Solution of Formulation 2

This constrained formulated problem is more difficult to solve. The closed-form analytical solution is not obvious and special constrained optimization techniques, such as the method of Lagrange multipliers to be discussed later, must be applied to solve the constrained problem analytically. The graphical solution is sketched in Figure 1.12.

Figure 1.12:
figure 12

Graphical solution of Formulation 2

3.6 Maximization

The maximization problem: \(\displaystyle \max _\mathbf{x}f(\mathbf{x})\) can be cast in the standard form (1.1) by observing that \(\displaystyle \max _\mathbf{x}f(\mathbf{x})=-\displaystyle \min _\mathbf{x}\{-f(\mathbf{x})\}\) as shown in Figure 1.13. Therefore in applying a minimization algorithm set \(F(\mathbf{x})=-f(\mathbf{x})\).

Figure 1.13:
figure 13

Maximization problem transformed to minimization problem

Also if the inequality constraints are given in the non-standard form: \(g_j(\mathbf{x})\ge 0\), then set \(\tilde{g}_j(\mathbf{x})=-g_j(\mathbf{x})\). In standard form the problem then becomes:

$$\begin{aligned} {{\mathrm{minimize\, }}}F(\mathbf{x})\text { such that }\tilde{g}_j(\mathbf{x})\le 0. \end{aligned}$$

Once the minimizer \(\mathbf{x}^*\) is obtained, the maximum value of the original maximization problem is given by \(-F(\mathbf{x}^*)\).

3.7 The special case of Linear Programming

A very important special class of the general optimization problem arises when both the objective function and all the constraints are linear functions of \(\mathbf{x}\). This is called a Linear Programming problem and is usually stated in the following form:

$$\begin{aligned}&\min _\mathbf{x} f(\mathbf{x})=\mathbf{c}^T\mathbf{x}\nonumber \\&\text {such that }\\&\mathbf{A}{} \mathbf{x}\le \mathbf{b};\ \mathbf{x}\ge \mathbf{0}\nonumber \end{aligned}$$
(1.6)

where \(\mathbf{c}\) is a real n-vector and \(\mathbf{b}\) is a real m-vector, and \(\mathbf{A}\) is a \(m\times n\) real matrix. A linear programming problem in two variables is graphically depicted in Figure 1.14.

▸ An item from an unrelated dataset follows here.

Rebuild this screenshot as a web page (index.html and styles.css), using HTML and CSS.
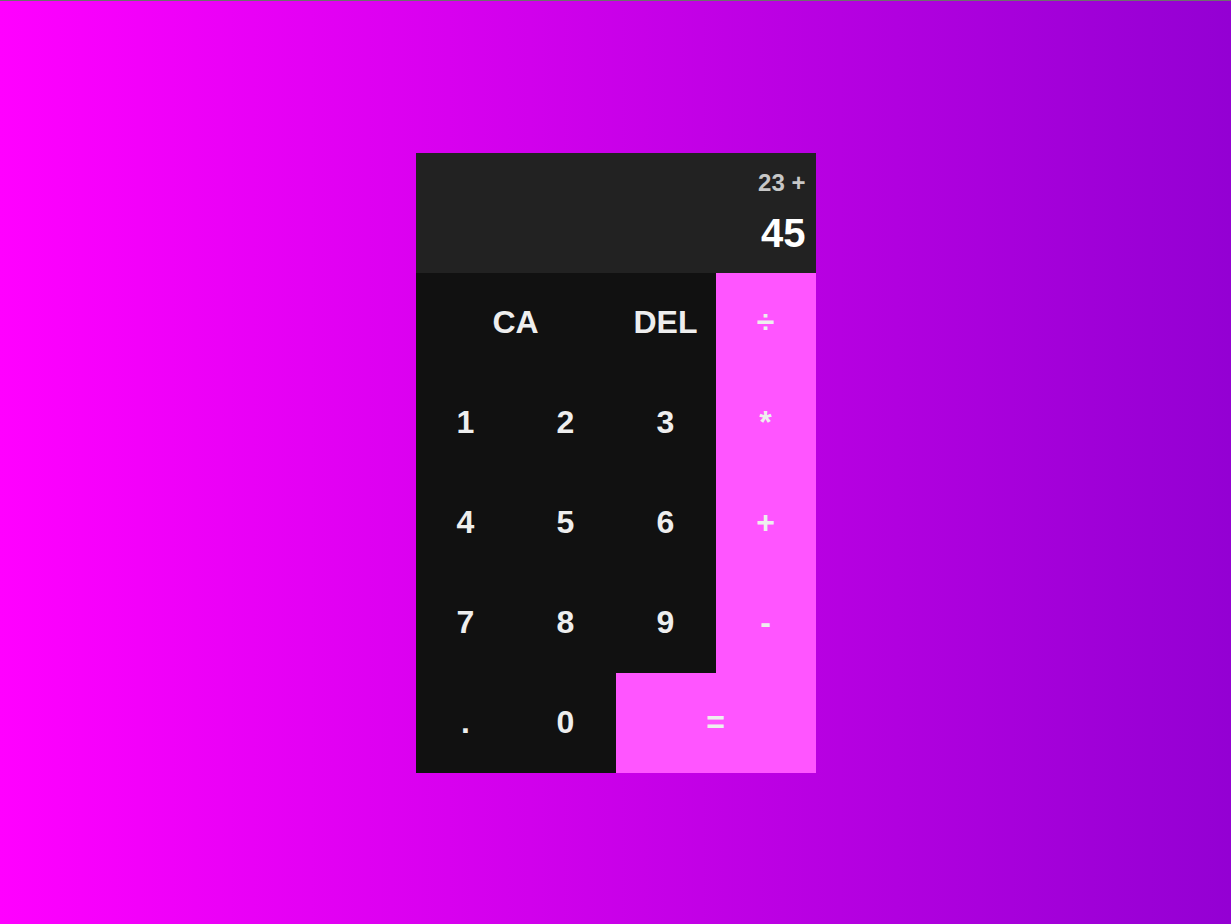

Special methods have been developed for solving linear programming problems. Of these the most famous are the simplex method proposed by Dantzig in 1947 (Dantzig 1963) and the interior-point method (Karmarkar 1984). A short introduction to the simplex method, according to Chvatel (1983), is given in Appendix A.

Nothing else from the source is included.